■ The exercise:
Set down word for word the lines running from the line with "Generate a component" to the line with "string; value?: string;", ends included. Skip every picture.

## BEGIN Data for processing

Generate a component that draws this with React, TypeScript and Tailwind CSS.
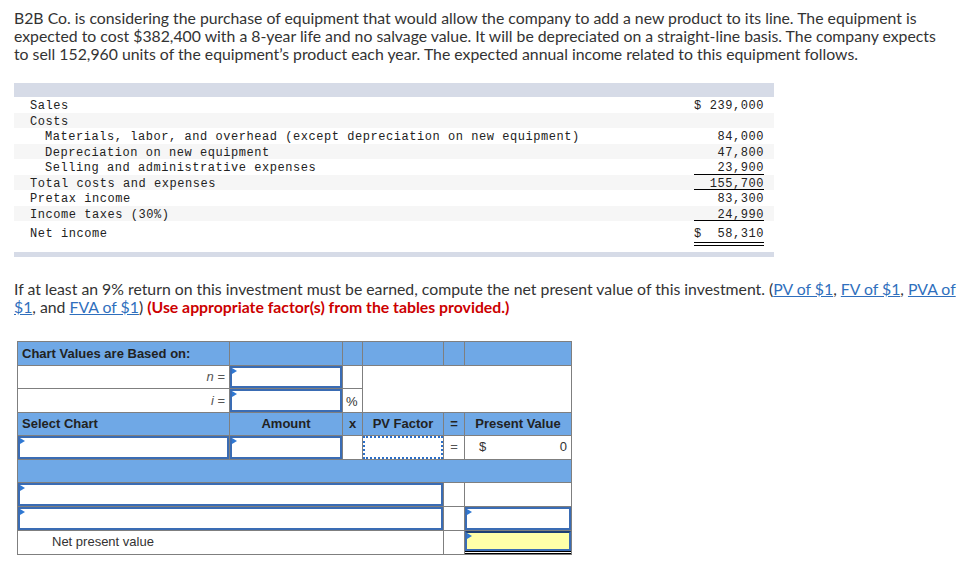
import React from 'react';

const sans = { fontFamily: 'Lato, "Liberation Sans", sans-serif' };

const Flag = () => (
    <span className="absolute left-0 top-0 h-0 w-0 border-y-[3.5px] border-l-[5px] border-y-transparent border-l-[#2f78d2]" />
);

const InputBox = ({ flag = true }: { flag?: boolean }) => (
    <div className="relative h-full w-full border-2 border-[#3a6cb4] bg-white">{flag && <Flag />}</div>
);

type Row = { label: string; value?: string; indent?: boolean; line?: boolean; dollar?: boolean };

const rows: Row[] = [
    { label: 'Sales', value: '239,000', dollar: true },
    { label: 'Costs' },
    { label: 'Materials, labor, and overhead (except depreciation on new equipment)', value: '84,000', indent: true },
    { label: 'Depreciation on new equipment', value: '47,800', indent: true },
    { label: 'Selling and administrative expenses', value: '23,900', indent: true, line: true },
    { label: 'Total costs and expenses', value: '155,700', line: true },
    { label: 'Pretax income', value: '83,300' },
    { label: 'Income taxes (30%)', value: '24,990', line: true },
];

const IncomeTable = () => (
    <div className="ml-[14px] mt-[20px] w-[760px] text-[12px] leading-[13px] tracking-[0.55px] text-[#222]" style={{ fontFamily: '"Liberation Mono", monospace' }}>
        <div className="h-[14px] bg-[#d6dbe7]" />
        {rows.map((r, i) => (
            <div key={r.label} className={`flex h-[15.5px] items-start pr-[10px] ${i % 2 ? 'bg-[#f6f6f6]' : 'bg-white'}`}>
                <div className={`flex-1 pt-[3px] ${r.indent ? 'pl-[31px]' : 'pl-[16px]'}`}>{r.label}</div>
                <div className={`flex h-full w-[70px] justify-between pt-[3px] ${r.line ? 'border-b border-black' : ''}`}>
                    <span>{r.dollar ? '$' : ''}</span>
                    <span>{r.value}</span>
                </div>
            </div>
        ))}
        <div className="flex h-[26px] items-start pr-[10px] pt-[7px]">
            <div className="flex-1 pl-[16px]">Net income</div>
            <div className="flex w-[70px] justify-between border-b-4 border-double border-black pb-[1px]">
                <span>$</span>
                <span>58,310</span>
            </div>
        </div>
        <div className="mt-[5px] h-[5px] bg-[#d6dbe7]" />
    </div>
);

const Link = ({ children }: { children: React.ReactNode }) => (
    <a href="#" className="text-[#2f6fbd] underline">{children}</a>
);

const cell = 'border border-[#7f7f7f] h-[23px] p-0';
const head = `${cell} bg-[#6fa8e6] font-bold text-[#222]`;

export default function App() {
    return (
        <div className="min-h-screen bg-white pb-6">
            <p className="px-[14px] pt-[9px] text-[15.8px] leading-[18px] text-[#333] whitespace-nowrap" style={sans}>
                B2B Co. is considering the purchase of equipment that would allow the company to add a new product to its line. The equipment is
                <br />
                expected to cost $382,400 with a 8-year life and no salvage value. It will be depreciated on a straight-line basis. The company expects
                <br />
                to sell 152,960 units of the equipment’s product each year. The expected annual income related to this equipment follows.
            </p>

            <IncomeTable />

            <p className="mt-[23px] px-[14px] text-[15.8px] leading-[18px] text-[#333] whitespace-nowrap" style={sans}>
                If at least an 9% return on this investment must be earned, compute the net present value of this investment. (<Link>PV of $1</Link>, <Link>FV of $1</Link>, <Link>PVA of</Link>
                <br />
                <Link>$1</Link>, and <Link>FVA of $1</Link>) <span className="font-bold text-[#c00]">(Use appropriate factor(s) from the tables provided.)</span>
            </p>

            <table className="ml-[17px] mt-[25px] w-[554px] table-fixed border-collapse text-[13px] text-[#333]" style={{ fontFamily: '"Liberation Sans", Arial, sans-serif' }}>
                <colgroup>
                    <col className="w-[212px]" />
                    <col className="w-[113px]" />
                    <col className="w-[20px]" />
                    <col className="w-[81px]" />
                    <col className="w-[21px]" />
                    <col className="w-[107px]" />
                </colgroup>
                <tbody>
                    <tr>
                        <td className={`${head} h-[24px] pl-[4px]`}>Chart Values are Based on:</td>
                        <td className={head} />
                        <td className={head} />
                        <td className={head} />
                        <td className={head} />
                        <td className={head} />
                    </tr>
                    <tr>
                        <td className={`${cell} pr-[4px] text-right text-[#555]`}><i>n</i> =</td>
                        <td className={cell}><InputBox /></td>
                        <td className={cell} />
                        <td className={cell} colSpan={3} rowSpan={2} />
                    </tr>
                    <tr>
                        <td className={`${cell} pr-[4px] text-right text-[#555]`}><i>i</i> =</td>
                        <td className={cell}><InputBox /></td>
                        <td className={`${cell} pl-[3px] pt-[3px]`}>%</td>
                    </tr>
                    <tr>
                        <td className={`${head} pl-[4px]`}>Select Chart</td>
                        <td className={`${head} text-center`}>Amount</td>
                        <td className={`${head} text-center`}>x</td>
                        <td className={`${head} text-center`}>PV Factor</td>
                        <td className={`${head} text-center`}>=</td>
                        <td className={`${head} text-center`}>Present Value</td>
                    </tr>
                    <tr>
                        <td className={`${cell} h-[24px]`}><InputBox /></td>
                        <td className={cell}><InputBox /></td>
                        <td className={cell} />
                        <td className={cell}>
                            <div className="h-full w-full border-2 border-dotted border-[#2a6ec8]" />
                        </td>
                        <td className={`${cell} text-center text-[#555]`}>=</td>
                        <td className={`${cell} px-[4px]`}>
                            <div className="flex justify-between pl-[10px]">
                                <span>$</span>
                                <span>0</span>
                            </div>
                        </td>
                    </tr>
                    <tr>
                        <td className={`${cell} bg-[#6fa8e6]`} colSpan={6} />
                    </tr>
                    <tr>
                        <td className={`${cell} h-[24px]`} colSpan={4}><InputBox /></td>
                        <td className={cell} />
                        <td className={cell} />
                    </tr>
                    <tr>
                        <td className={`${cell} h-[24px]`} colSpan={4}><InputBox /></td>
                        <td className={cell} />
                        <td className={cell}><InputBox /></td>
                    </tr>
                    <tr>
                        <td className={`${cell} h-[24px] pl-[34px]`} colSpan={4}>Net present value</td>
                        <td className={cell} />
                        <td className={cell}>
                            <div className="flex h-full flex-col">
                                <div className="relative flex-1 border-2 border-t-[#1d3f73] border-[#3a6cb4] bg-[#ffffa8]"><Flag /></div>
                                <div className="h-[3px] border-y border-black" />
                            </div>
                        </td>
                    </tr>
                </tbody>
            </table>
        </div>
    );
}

## END Data for processing
## BEGIN Data for processing

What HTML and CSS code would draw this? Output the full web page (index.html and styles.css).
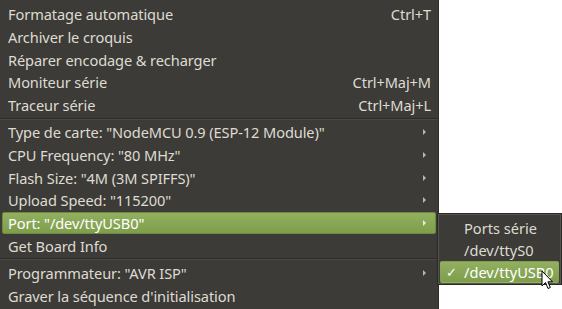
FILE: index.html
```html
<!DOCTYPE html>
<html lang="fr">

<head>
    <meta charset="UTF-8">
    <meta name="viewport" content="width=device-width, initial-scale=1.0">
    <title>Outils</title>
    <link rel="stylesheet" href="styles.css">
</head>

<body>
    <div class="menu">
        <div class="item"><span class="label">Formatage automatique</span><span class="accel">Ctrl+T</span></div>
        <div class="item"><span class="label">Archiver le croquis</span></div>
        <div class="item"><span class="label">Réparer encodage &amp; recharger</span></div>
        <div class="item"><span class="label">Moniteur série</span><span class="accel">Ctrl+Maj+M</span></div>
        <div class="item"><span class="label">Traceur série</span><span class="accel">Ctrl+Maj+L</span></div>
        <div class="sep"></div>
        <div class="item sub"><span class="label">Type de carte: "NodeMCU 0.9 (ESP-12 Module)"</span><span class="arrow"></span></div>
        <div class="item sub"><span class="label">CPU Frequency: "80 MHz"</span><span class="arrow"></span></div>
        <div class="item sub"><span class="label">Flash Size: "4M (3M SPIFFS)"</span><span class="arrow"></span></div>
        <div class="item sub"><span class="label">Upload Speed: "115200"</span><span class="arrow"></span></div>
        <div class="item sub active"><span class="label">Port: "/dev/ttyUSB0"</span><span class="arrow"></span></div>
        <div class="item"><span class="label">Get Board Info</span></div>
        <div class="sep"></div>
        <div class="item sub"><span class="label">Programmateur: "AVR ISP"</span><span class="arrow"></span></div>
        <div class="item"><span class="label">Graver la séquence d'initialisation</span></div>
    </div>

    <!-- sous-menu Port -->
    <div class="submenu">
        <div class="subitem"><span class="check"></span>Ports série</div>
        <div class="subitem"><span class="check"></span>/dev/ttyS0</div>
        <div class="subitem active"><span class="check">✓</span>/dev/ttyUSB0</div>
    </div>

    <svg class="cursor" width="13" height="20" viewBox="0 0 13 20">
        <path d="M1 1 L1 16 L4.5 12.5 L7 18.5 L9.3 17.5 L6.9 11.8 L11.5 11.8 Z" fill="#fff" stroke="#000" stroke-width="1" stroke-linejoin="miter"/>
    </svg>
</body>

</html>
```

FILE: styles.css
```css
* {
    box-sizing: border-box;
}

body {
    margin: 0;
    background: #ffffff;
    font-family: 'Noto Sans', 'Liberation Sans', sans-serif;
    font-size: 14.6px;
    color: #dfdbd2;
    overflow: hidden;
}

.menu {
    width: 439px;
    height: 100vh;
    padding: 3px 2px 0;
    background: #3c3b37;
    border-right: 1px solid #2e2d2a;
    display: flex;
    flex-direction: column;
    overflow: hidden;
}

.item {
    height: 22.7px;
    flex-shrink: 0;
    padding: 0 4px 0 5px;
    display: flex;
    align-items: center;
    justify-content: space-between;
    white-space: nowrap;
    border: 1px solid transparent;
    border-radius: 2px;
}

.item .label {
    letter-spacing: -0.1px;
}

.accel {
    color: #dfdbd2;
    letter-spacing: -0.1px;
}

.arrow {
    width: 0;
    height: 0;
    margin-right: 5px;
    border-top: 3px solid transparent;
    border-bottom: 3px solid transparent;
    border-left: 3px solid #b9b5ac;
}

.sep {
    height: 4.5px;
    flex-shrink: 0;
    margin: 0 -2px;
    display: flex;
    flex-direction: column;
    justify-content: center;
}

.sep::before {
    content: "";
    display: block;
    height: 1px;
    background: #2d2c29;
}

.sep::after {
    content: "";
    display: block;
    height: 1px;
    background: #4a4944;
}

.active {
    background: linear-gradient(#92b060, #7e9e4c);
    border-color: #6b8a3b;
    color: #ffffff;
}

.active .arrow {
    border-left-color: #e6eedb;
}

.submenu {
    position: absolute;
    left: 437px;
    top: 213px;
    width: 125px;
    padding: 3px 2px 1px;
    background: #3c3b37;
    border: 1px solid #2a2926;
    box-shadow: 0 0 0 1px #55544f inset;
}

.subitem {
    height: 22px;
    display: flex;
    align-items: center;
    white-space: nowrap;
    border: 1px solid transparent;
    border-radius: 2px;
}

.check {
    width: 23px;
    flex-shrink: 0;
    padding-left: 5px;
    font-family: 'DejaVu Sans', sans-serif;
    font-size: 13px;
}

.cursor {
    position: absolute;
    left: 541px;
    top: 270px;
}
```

## END Data for processing

■ Response:
Generate a component that draws this with React, TypeScript and Tailwind CSS.
import React from 'react';

const sans = { fontFamily: 'Lato, "Liberation Sans", sans-serif' };

const Flag = () => (
    <span className="absolute left-0 top-0 h-0 w-0 border-y-[3.5px] border-l-[5px] border-y-transparent border-l-[#2f78d2]" />
);

const InputBox = ({ flag = true }: { flag?: boolean }) => (
    <div className="relative h-full w-full border-2 border-[#3a6cb4] bg-white">{flag && <Flag />}</div>
);

type Row = { label: string; value?: string; indent?: boolean; line?: boolean; dollar?: boolean };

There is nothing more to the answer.